I called it a day even though it was only two thirty in the afternoon. The roofers were still bombing my garden with debris and hammering on my head. I had to police the area, protect my homestead from the Philistines. I set myself up on the deck and took the opportunity to replant the flower boxes I had entrusted to my landscaper never dreaming he didn't have a clue. It was hot and humid and I was hot and dirty and worried about tracking it through the house, my housekeepers had just vacuumed. I said the hell with it. I left my garden shoes and gloves at the door, went in, poured myself a stiff Arnie Palmer (more lemonade than tea), loaded it with ice, sat down and promptly screwed up my suduko puzzle.
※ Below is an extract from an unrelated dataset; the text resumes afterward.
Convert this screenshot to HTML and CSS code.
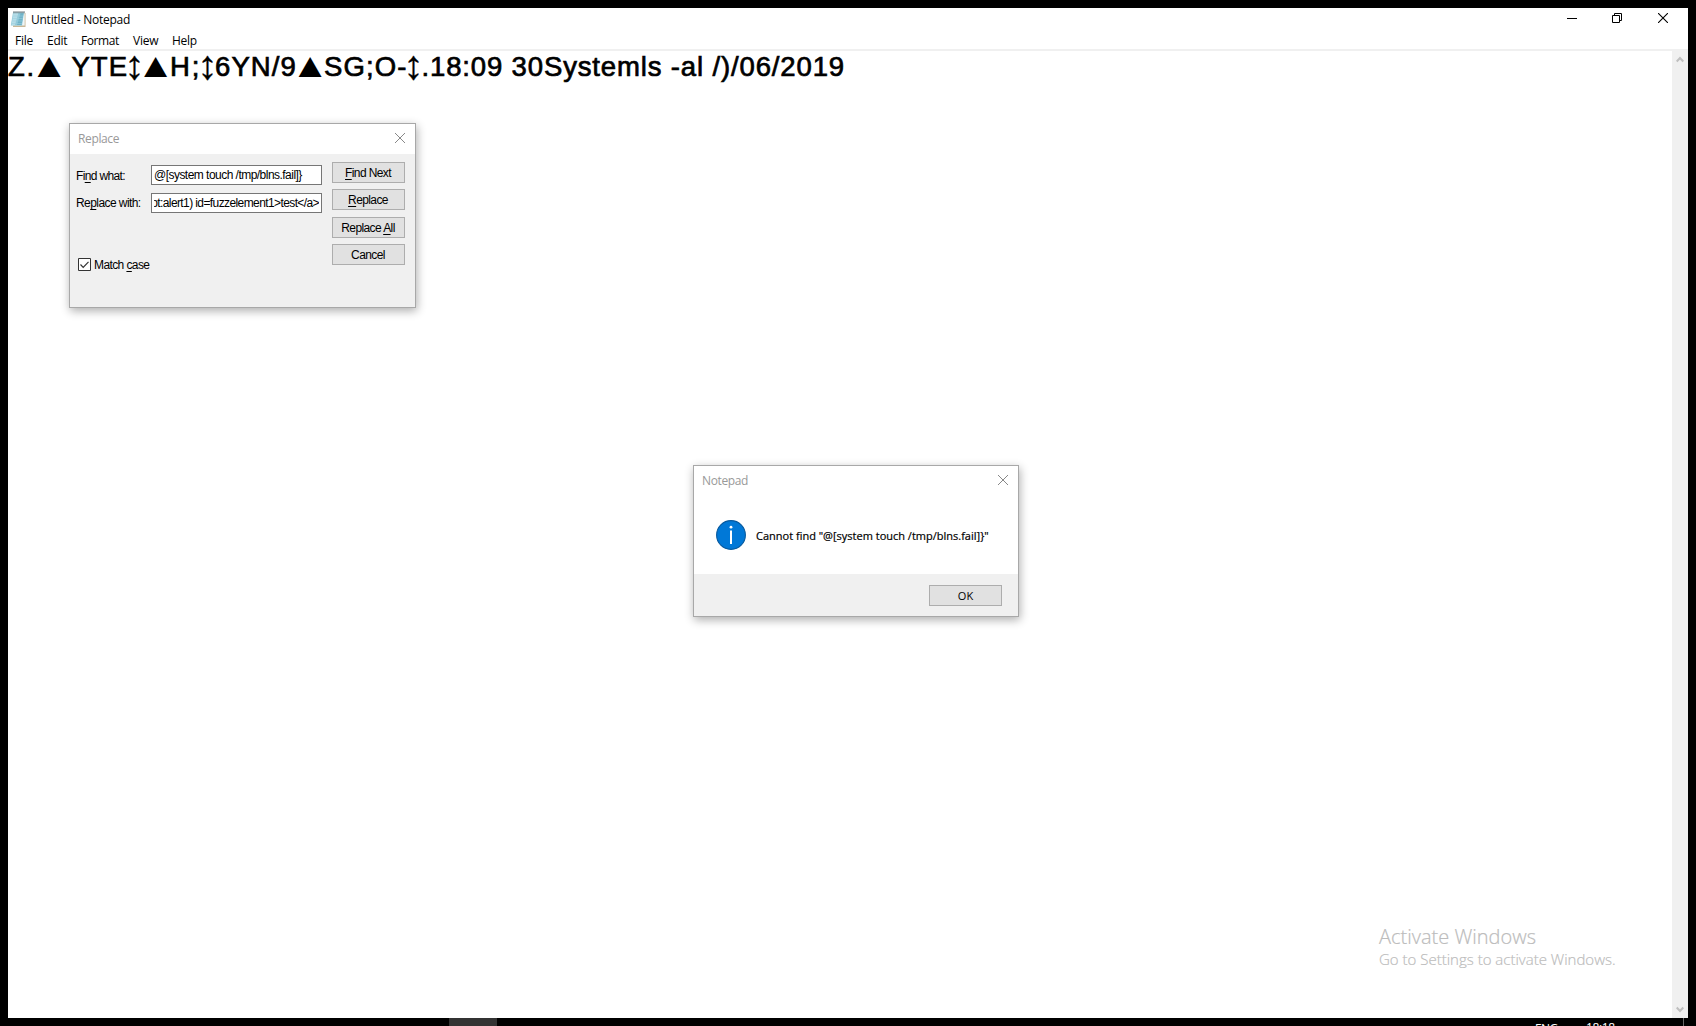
FILE: index.html
```
<!DOCTYPE html>
<html lang="en">
<head>
<meta charset="utf-8">
<title>Untitled - Notepad</title>
<link rel="stylesheet" href="styles.css">
</head>
<body>
<main class="window">
  <header class="titlebar">
    <svg class="app-icon" width="17" height="17" viewBox="0 0 17 17">
      <path d="M4 2h11.5v14H3z" fill="#c9b797"/>
      <path d="M4 2h10.7v12.6H3z" fill="#eef5f7"/>
      <path d="M3 1.5h11L12 14.5H.8z" fill="#8fc9da"/>
      <path d="M3.4 2h5L5 14H1.5z" fill="#b5dde8"/>
      <path d="M10.5 2.5h3L11.5 14H7z" fill="#6fb3c8"/>
      <path d="M3 5h10M2.6 7.5h10M2.2 10h10M1.8 12.5h10" stroke="#9ccfdd" stroke-width=".6"/>
      <path d="M3.5 1.2h11" stroke="#44545a" stroke-width="2" stroke-dasharray="1 1"/>
    </svg>
    <span class="title">Untitled - Notepad</span>
    <div class="controls">
      <svg width="10" height="10" viewBox="0 0 10 10"><path d="M0 5.5h10" stroke="#000"/></svg>
      <svg width="10" height="10" viewBox="0 0 10 10"><path d="M.5 2.5h7v7h-7zM2.5 2.5v-2h7v7h-2" fill="none" stroke="#000"/></svg>
      <svg class="close" width="10" height="10" viewBox="0 0 10 10"><path d="M0 0l10 10M10 0L0 10" stroke="#000" stroke-width="1.1"/></svg>
    </div>
  </header>
  <nav class="menu">
    <span class="m-file">File</span><span class="m-edit">Edit</span><span class="m-format">Format</span><span class="m-view">View</span><span class="m-help">Help</span>
  </nav>
  <section class="editor">
    <div class="document">
      <span class="w-z">Z.</span><span class="tri t1">▲</span><span class="w-yte">YTE</span><span class="arrow">↕</span><span class="tri t2">▲</span><span class="w-h">H;</span><span class="arrow">↕</span><span class="w-six">6YN/9</span><span class="tri t3">▲</span><span class="w-sg">SG;O-</span><span class="arrow">↕</span><span class="w-rest">.18:09 30Systemls -al /)/06/2019</span>
    </div>
    <div class="scrollbar">
      <svg width="8" height="7" viewBox="0 0 8 7"><path d="M.7 5.5L4 2l3.3 3.5" fill="none" stroke="#bfbfbf" stroke-width="2.1"/></svg>
      <svg width="8" height="7" viewBox="0 0 8 7"><path d="M.7 1.5L4 5l3.3-3.5" fill="none" stroke="#bfbfbf" stroke-width="2.1"/></svg>
    </div>
  </section>
</main>

<footer class="taskbar">
  <span class="task"></span>
  <span class="lang">ENG</span>
  <span class="clock">18:18</span>
  <span class="show-desktop"></span>
</footer>

<aside class="watermark">
  <div class="wm-title">Activate Windows</div>
  <div class="wm-text">Go to Settings to activate Windows.</div>
</aside>

<section class="dialog replace">
  <header class="dialog-title"><span>Replace</span>
    <svg width="10" height="10" viewBox="0 0 10 10"><path d="M0 0l10 10M10 0L0 10" stroke="#888"/></svg>
  </header>
  <div class="replace-body">
    <div class="fields">
      <div class="field"><label>Fi<u>n</u>d what:</label><div class="input"><span>@[system touch /tmp/blns.fail]}</span></div></div>
      <div class="field"><label class="l2">Re<u>p</u>lace with:</label><div class="input end"><span>pt:alert1) id=fuzzelement1&gt;test&lt;/a&gt;</span></div></div>
      <div class="check"><svg width="13" height="13" viewBox="0 0 13 13"><path d="M.5.5h12v12H.5z" fill="#fff" stroke="#333"/><path d="M2.5 6.5l2.7 2.8 5.3-5.5" fill="none" stroke="#333" stroke-width="1.2"/></svg><span>Match <u>c</u>ase</span></div>
    </div>
    <div class="buttons">
      <div class="btn"><span><u>F</u>ind Next</span></div>
      <div class="btn"><span><u>R</u>eplace</span></div>
      <div class="btn third"><span>Replace <u>A</u>ll</span></div>
      <div class="btn"><span>Cancel</span></div>
    </div>
  </div>
</section>

<section class="dialog message">
  <header class="dialog-title"><span>Notepad</span>
    <svg width="10" height="10" viewBox="0 0 10 10"><path d="M0 0l10 10M10 0L0 10" stroke="#888"/></svg>
  </header>
  <div class="message-body">
    <svg width="30" height="30" viewBox="0 0 30 30"><circle cx="15" cy="15" r="14.4" fill="#0078d7" stroke="#085a9e" stroke-width="1.1"/><path d="M15 10.5V24" stroke="#fff" stroke-width="2"/><circle cx="15" cy="7.2" r="1.4" fill="#fff"/></svg>
    <span>Cannot find "@[system touch /tmp/blns.fail]}"</span>
  </div>
  <footer class="message-foot"><div class="btn ok"><span>OK</span></div></footer>
</section>
</body>
</html>
```
FILE: styles.css
```
* { box-sizing: border-box; }
body {
  margin: 0;
  width: 1696px;
  height: 1026px;
  overflow: hidden;
  background: #000;
  color: #000;
  font: 12px/16px "Open Sans", "Noto Sans", sans-serif;
  white-space: nowrap;
  display: flex;
  flex-direction: column;
  position: relative;
}
svg { display: block; flex: none; }
u { text-decoration: underline; text-underline-offset: 2px; text-decoration-skip-ink: none; text-decoration-thickness: 1px; }

.window {
  margin: 8px 8px 0;
  height: 1010px;
  background: #fff;
  display: flex;
  flex-direction: column;
}
.titlebar { display: flex; height: 23px; padding: 3px 20px 0 2px; }
.app-icon { margin-right: 4px; }
.title { letter-spacing: -.25px; padding-top: 1px; }
.controls { margin-left: auto; display: flex; gap: 35px; padding-top: 2px; }
.controls .close { margin-left: 1px; }
.menu { height: 18px; padding: 2px 0 0 7px; display: flex; letter-spacing: -.25px; }
.m-file, .m-edit, .m-view, .m-help { flex: none; }
.m-file { width: 32px; }
.m-edit { width: 34px; }
.m-format { width: 52px; letter-spacing: -.4px; }
.m-view { width: 39px; }

.editor { flex: 1; border-top: 2px solid #f0f0f0; display: flex; justify-content: space-between; }
.document {
  display: flex;
  height: 32px;
  font: 27.5px/32px "Liberation Sans", Arial, sans-serif;
  -webkit-text-stroke: .7px #000;
}
.document span { flex: none; }
.w-z { width: 29px; letter-spacing: 1.7px; }
.tri, .arrow { display: flex; justify-content: center; }
.tri { font-size: 34px; line-height: 28px; -webkit-text-stroke: 0; transform: scaleX(1.15); }
.arrow { width: 13px; font-size: 41px; line-height: 29px; -webkit-text-stroke: .3px #000; }
.t1 { width: 24px; }
.w-yte { width: 67px; padding-left: 10.5px; letter-spacing: 1px; }
.t2 { width: 29px; }
.w-h { width: 31px; letter-spacing: 2px; }
.w-six { width: 83px; padding-left: 1px; letter-spacing: 1.1px; }
.t3 { width: 26px; }
.w-sg { width: 84px; padding-left: 1px; letter-spacing: 1.1px; }
.w-rest { padding-left: 1.5px; letter-spacing: .86px; }
.scrollbar {
  width: 16px;
  background: #f0f0f0;
  padding: 5px 0;
  display: flex;
  flex-direction: column;
  align-items: center;
  justify-content: space-between;
}

.taskbar { height: 8px; overflow: hidden; display: flex; color: #fff; padding: 0 12px 0 449px; }
.task { width: 48px; height: 8px; background: #333; }
.lang { margin-left: auto; width: 51px; line-height: 20px; padding-top: 1px; letter-spacing: -.6px; }
.clock { width: 97px; line-height: 20px; letter-spacing: -.4px; }
.show-desktop { width: 1px; background: #666; }

.watermark { position: absolute; left: 1379px; top: 923px; color: #bcbcbc; font-weight: 300; -webkit-text-stroke: .2px #bcbcbc; }
.wm-title { font-size: 20px; line-height: 28px; }
.wm-text { font-size: 15px; line-height: 16px; }

.dialog {
  position: absolute;
  border: 1px solid #a8a8a8;
  background: #f0f0f0;
  box-shadow: 1px 3px 9px rgba(0, 0, 0, .32);
  display: flex;
  flex-direction: column;
}
.dialog-title {
  height: 30px;
  background: #fff;
  color: #999;
  display: flex;
  justify-content: space-between;
  padding: 7px 10px 0 8px;
  letter-spacing: -.37px;
}
.dialog-title svg { margin-top: 2px; }
.replace { left: 69px; top: 123px; width: 347px; height: 185px; font-family: "Liberation Sans", Arial, sans-serif; }
.replace .dialog-title { font-family: "Open Sans", "Noto Sans", sans-serif; }
.replace-body { flex: 1; display: flex; justify-content: space-between; padding: 8px 10px 0 6px; letter-spacing: -.6px; }
.fields { padding-top: 3px; }
.field { display: flex; align-items: center; height: 20px; margin-bottom: 8px; }
.field label { width: 75px; letter-spacing: -.65px; padding-top: 1px; }
.field .l2 { letter-spacing: -.57px; padding-top: 0; }
.input {
  width: 171px;
  height: 20px;
  border: 1px solid #767676;
  background: #fff;
  padding: 0 2px;
  line-height: 18px;
  letter-spacing: -.53px;
}
.input span { display: flex; overflow: hidden; }
.input.end span { justify-content: flex-end; letter-spacing: -.6px; }
.check { display: flex; align-items: center; gap: 3px; padding-left: 2px; margin-top: 42px; }
.check span { padding-top: 2px; }
.buttons { display: flex; flex-direction: column; gap: 6px; }
.btn {
  width: 73px;
  height: 21px;
  border: 1px solid #adadad;
  background: #e1e1e1;
  display: flex;
  justify-content: center;
  line-height: 20px;
}
.buttons .btn { padding-right: 1px; }
.third { margin-top: 1px; }

.message { left: 693px; top: 465px; width: 326px; height: 152px; background: #fff; font-size: 11px; }
.message .dialog-title { font-size: 12px; }
.message-body { flex: 1; display: flex; gap: 10px; padding: 24px 0 0 22px; }
.message-body span { padding-top: 8px; -webkit-text-stroke: .2px #000; }
.message-foot { height: 42px; background: #f0f0f0; display: flex; justify-content: flex-end; padding: 11px 16px 0 0; }
```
Frustrated, I folded my hands in my lap, closed my eyes and prayed for an electrical storm--with lots of thunder and lightening to chase the barbarians from my gates.

My power nap didn't last long. Honey walked in and just stood staring. He looked pale and beat. I asked, "What's wrong?"

"The stock market was a disaster today."

The way he said it,I didn't have to ask how bad. I changed the subject. "I got a great haircut this morning with no fresh-haircut-fuzzies. Looks good don't you think?"